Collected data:
— start —

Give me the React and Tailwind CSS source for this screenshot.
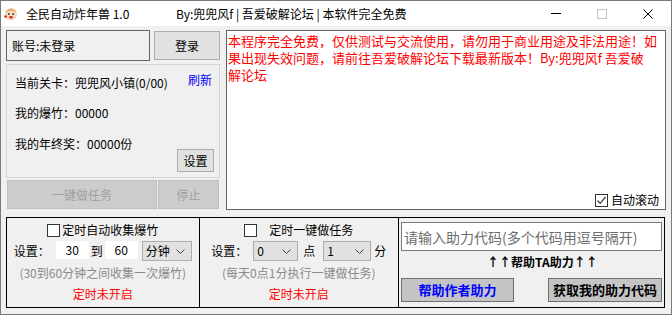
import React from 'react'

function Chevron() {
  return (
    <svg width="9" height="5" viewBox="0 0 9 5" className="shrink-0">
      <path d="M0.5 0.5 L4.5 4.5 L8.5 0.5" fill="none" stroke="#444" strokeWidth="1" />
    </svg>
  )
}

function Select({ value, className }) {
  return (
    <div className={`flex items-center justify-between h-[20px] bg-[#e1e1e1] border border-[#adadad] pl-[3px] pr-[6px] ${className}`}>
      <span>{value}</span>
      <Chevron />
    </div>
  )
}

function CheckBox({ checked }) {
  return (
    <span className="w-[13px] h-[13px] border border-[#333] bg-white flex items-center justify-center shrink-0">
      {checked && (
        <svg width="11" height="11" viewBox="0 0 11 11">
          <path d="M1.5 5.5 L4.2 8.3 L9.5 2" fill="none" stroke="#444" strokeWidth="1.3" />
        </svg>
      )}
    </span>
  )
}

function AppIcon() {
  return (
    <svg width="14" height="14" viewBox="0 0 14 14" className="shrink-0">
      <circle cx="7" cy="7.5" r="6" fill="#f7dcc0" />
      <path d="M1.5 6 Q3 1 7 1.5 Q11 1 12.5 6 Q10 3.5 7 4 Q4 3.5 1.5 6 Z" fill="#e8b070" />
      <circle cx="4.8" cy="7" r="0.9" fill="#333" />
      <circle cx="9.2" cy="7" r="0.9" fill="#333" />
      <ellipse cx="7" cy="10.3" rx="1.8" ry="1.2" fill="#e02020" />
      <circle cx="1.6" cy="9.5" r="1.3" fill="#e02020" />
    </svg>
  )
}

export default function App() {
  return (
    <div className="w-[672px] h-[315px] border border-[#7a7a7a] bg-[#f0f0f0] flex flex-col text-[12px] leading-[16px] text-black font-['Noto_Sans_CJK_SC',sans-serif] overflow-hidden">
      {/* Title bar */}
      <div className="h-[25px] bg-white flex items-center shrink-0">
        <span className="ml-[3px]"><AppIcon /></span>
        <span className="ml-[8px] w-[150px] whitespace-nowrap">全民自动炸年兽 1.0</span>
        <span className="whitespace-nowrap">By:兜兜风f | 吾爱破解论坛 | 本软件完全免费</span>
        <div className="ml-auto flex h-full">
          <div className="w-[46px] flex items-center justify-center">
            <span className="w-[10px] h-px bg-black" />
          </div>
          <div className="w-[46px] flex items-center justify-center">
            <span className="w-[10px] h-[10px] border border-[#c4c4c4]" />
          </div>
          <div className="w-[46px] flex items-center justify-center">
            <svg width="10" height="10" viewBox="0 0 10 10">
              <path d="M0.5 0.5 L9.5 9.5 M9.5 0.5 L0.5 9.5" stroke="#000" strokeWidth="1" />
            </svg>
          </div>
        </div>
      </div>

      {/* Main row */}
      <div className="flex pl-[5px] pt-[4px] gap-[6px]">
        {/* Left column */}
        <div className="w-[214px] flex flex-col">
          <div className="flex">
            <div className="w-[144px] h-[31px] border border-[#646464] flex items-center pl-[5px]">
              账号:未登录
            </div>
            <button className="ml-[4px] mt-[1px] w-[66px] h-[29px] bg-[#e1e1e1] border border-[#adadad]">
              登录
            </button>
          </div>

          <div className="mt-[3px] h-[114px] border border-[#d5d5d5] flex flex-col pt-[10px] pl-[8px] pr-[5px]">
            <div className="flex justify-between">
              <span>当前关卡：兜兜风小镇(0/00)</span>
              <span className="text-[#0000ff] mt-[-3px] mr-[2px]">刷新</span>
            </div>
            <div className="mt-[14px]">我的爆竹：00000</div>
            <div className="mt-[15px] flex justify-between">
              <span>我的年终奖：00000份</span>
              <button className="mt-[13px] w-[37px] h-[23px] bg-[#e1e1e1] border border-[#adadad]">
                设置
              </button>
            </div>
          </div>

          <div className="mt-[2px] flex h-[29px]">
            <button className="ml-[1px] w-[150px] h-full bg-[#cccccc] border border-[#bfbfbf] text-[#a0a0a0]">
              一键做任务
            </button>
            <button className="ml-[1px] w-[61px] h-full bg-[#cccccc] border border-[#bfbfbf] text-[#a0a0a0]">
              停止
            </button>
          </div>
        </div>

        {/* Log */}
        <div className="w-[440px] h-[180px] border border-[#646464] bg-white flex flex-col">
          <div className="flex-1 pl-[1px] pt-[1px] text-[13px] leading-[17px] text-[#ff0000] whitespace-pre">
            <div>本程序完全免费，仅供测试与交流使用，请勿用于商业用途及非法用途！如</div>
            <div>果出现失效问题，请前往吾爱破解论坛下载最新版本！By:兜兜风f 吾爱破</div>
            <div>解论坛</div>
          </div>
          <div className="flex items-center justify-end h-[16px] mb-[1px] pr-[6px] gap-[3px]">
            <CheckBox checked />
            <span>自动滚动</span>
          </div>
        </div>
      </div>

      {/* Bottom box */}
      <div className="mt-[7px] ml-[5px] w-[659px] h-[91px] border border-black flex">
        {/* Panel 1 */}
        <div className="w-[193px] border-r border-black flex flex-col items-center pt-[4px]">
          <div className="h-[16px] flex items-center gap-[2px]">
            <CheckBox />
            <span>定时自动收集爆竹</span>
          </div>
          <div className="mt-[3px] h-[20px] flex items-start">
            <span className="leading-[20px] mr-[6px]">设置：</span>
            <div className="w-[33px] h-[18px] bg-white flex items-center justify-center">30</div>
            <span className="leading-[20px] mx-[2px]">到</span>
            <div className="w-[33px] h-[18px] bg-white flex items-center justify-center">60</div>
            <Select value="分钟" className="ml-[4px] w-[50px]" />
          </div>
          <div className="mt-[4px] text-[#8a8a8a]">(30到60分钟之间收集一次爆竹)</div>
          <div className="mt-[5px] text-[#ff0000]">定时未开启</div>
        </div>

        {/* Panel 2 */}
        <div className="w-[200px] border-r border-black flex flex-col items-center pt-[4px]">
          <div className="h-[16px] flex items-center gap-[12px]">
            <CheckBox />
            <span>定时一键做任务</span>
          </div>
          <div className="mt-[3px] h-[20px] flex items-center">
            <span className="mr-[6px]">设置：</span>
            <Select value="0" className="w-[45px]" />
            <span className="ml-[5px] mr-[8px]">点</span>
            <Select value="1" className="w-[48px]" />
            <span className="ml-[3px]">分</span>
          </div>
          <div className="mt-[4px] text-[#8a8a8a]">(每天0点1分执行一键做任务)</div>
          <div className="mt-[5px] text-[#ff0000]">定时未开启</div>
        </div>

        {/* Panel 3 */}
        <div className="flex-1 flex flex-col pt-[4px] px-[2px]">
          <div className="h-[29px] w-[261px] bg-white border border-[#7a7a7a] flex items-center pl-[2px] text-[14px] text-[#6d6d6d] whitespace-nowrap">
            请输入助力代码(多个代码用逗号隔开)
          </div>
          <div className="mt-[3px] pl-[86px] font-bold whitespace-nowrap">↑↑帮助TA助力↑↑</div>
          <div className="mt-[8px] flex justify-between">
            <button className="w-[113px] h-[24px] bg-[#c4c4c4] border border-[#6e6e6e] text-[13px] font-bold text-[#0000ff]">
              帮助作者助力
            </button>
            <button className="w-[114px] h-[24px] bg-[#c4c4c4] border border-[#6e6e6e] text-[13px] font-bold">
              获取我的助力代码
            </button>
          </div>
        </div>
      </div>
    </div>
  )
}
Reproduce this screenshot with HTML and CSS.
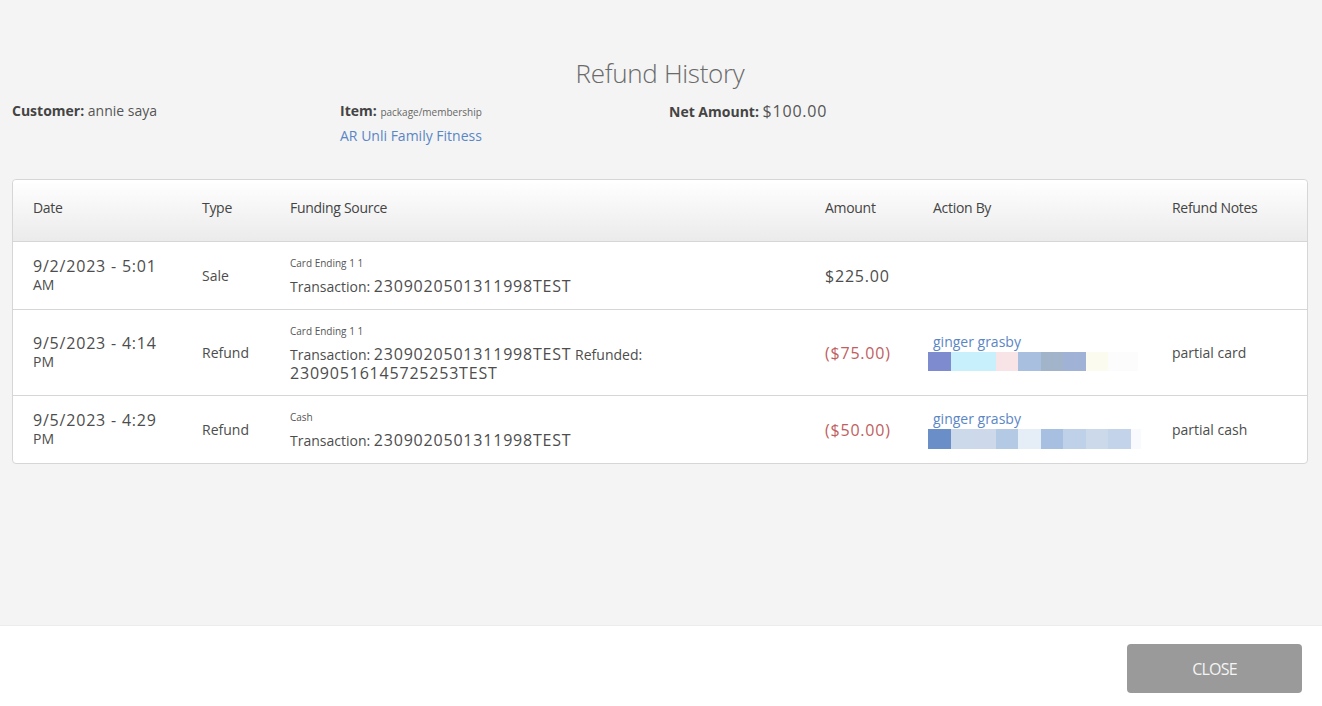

— end —

The exercise
Every record above should be written out again without change, except that the pictures are left out.

The result
Give me the React and Tailwind CSS source for this screenshot.
import React from 'react'

function Chevron() {
  return (
    <svg width="9" height="5" viewBox="0 0 9 5" className="shrink-0">
      <path d="M0.5 0.5 L4.5 4.5 L8.5 0.5" fill="none" stroke="#444" strokeWidth="1" />
    </svg>
  )
}

function Select({ value, className }) {
  return (
    <div className={`flex items-center justify-between h-[20px] bg-[#e1e1e1] border border-[#adadad] pl-[3px] pr-[6px] ${className}`}>
      <span>{value}</span>
      <Chevron />
    </div>
  )
}

function CheckBox({ checked }) {
  return (
    <span className="w-[13px] h-[13px] border border-[#333] bg-white flex items-center justify-center shrink-0">
      {checked && (
        <svg width="11" height="11" viewBox="0 0 11 11">
          <path d="M1.5 5.5 L4.2 8.3 L9.5 2" fill="none" stroke="#444" strokeWidth="1.3" />
        </svg>
      )}
    </span>
  )
}

function AppIcon() {
  return (
    <svg width="14" height="14" viewBox="0 0 14 14" className="shrink-0">
      <circle cx="7" cy="7.5" r="6" fill="#f7dcc0" />
      <path d="M1.5 6 Q3 1 7 1.5 Q11 1 12.5 6 Q10 3.5 7 4 Q4 3.5 1.5 6 Z" fill="#e8b070" />
      <circle cx="4.8" cy="7" r="0.9" fill="#333" />
      <circle cx="9.2" cy="7" r="0.9" fill="#333" />
      <ellipse cx="7" cy="10.3" rx="1.8" ry="1.2" fill="#e02020" />
      <circle cx="1.6" cy="9.5" r="1.3" fill="#e02020" />
    </svg>
  )
}

export default function App() {
  return (
    <div className="w-[672px] h-[315px] border border-[#7a7a7a] bg-[#f0f0f0] flex flex-col text-[12px] leading-[16px] text-black font-['Noto_Sans_CJK_SC',sans-serif] overflow-hidden">
      {/* Title bar */}
      <div className="h-[25px] bg-white flex items-center shrink-0">
        <span className="ml-[3px]"><AppIcon /></span>
        <span className="ml-[8px] w-[150px] whitespace-nowrap">全民自动炸年兽 1.0</span>
        <span className="whitespace-nowrap">By:兜兜风f | 吾爱破解论坛 | 本软件完全免费</span>
        <div className="ml-auto flex h-full">
          <div className="w-[46px] flex items-center justify-center">
            <span className="w-[10px] h-px bg-black" />
          </div>
          <div className="w-[46px] flex items-center justify-center">
            <span className="w-[10px] h-[10px] border border-[#c4c4c4]" />
          </div>
          <div className="w-[46px] flex items-center justify-center">
            <svg width="10" height="10" viewBox="0 0 10 10">
              <path d="M0.5 0.5 L9.5 9.5 M9.5 0.5 L0.5 9.5" stroke="#000" strokeWidth="1" />
            </svg>
          </div>
        </div>
      </div>

      {/* Main row */}
      <div className="flex pl-[5px] pt-[4px] gap-[6px]">
        {/* Left column */}
        <div className="w-[214px] flex flex-col">
          <div className="flex">
            <div className="w-[144px] h-[31px] border border-[#646464] flex items-center pl-[5px]">
              账号:未登录
            </div>
            <button className="ml-[4px] mt-[1px] w-[66px] h-[29px] bg-[#e1e1e1] border border-[#adadad]">
              登录
            </button>
          </div>

          <div className="mt-[3px] h-[114px] border border-[#d5d5d5] flex flex-col pt-[10px] pl-[8px] pr-[5px]">
            <div className="flex justify-between">
              <span>当前关卡：兜兜风小镇(0/00)</span>
              <span className="text-[#0000ff] mt-[-3px] mr-[2px]">刷新</span>
            </div>
            <div className="mt-[14px]">我的爆竹：00000</div>
            <div className="mt-[15px] flex justify-between">
              <span>我的年终奖：00000份</span>
              <button className="mt-[13px] w-[37px] h-[23px] bg-[#e1e1e1] border border-[#adadad]">
                设置
              </button>
            </div>
          </div>

          <div className="mt-[2px] flex h-[29px]">
            <button className="ml-[1px] w-[150px] h-full bg-[#cccccc] border border-[#bfbfbf] text-[#a0a0a0]">
              一键做任务
            </button>
            <button className="ml-[1px] w-[61px] h-full bg-[#cccccc] border border-[#bfbfbf] text-[#a0a0a0]">
              停止
            </button>
          </div>
        </div>

        {/* Log */}
        <div className="w-[440px] h-[180px] border border-[#646464] bg-white flex flex-col">
          <div className="flex-1 pl-[1px] pt-[1px] text-[13px] leading-[17px] text-[#ff0000] whitespace-pre">
            <div>本程序完全免费，仅供测试与交流使用，请勿用于商业用途及非法用途！如</div>
            <div>果出现失效问题，请前往吾爱破解论坛下载最新版本！By:兜兜风f 吾爱破</div>
            <div>解论坛</div>
          </div>
          <div className="flex items-center justify-end h-[16px] mb-[1px] pr-[6px] gap-[3px]">
            <CheckBox checked />
            <span>自动滚动</span>
          </div>
        </div>
      </div>

      {/* Bottom box */}
      <div className="mt-[7px] ml-[5px] w-[659px] h-[91px] border border-black flex">
        {/* Panel 1 */}
        <div className="w-[193px] border-r border-black flex flex-col items-center pt-[4px]">
          <div className="h-[16px] flex items-center gap-[2px]">
            <CheckBox />
            <span>定时自动收集爆竹</span>
          </div>
          <div className="mt-[3px] h-[20px] flex items-start">
            <span className="leading-[20px] mr-[6px]">设置：</span>
            <div className="w-[33px] h-[18px] bg-white flex items-center justify-center">30</div>
            <span className="leading-[20px] mx-[2px]">到</span>
            <div className="w-[33px] h-[18px] bg-white flex items-center justify-center">60</div>
            <Select value="分钟" className="ml-[4px] w-[50px]" />
          </div>
          <div className="mt-[4px] text-[#8a8a8a]">(30到60分钟之间收集一次爆竹)</div>
          <div className="mt-[5px] text-[#ff0000]">定时未开启</div>
        </div>

        {/* Panel 2 */}
        <div className="w-[200px] border-r border-black flex flex-col items-center pt-[4px]">
          <div className="h-[16px] flex items-center gap-[12px]">
            <CheckBox />
            <span>定时一键做任务</span>
          </div>
          <div className="mt-[3px] h-[20px] flex items-center">
            <span className="mr-[6px]">设置：</span>
            <Select value="0" className="w-[45px]" />
            <span className="ml-[5px] mr-[8px]">点</span>
            <Select value="1" className="w-[48px]" />
            <span className="ml-[3px]">分</span>
          </div>
          <div className="mt-[4px] text-[#8a8a8a]">(每天0点1分执行一键做任务)</div>
          <div className="mt-[5px] text-[#ff0000]">定时未开启</div>
        </div>

        {/* Panel 3 */}
        <div className="flex-1 flex flex-col pt-[4px] px-[2px]">
          <div className="h-[29px] w-[261px] bg-white border border-[#7a7a7a] flex items-center pl-[2px] text-[14px] text-[#6d6d6d] whitespace-nowrap">
            请输入助力代码(多个代码用逗号隔开)
          </div>
          <div className="mt-[3px] pl-[86px] font-bold whitespace-nowrap">↑↑帮助TA助力↑↑</div>
          <div className="mt-[8px] flex justify-between">
            <button className="w-[113px] h-[24px] bg-[#c4c4c4] border border-[#6e6e6e] text-[13px] font-bold text-[#0000ff]">
              帮助作者助力
            </button>
            <button className="w-[114px] h-[24px] bg-[#c4c4c4] border border-[#6e6e6e] text-[13px] font-bold">
              获取我的助力代码
            </button>
          </div>
        </div>
      </div>
    </div>
  )
}
Reproduce this screenshot with HTML and CSS.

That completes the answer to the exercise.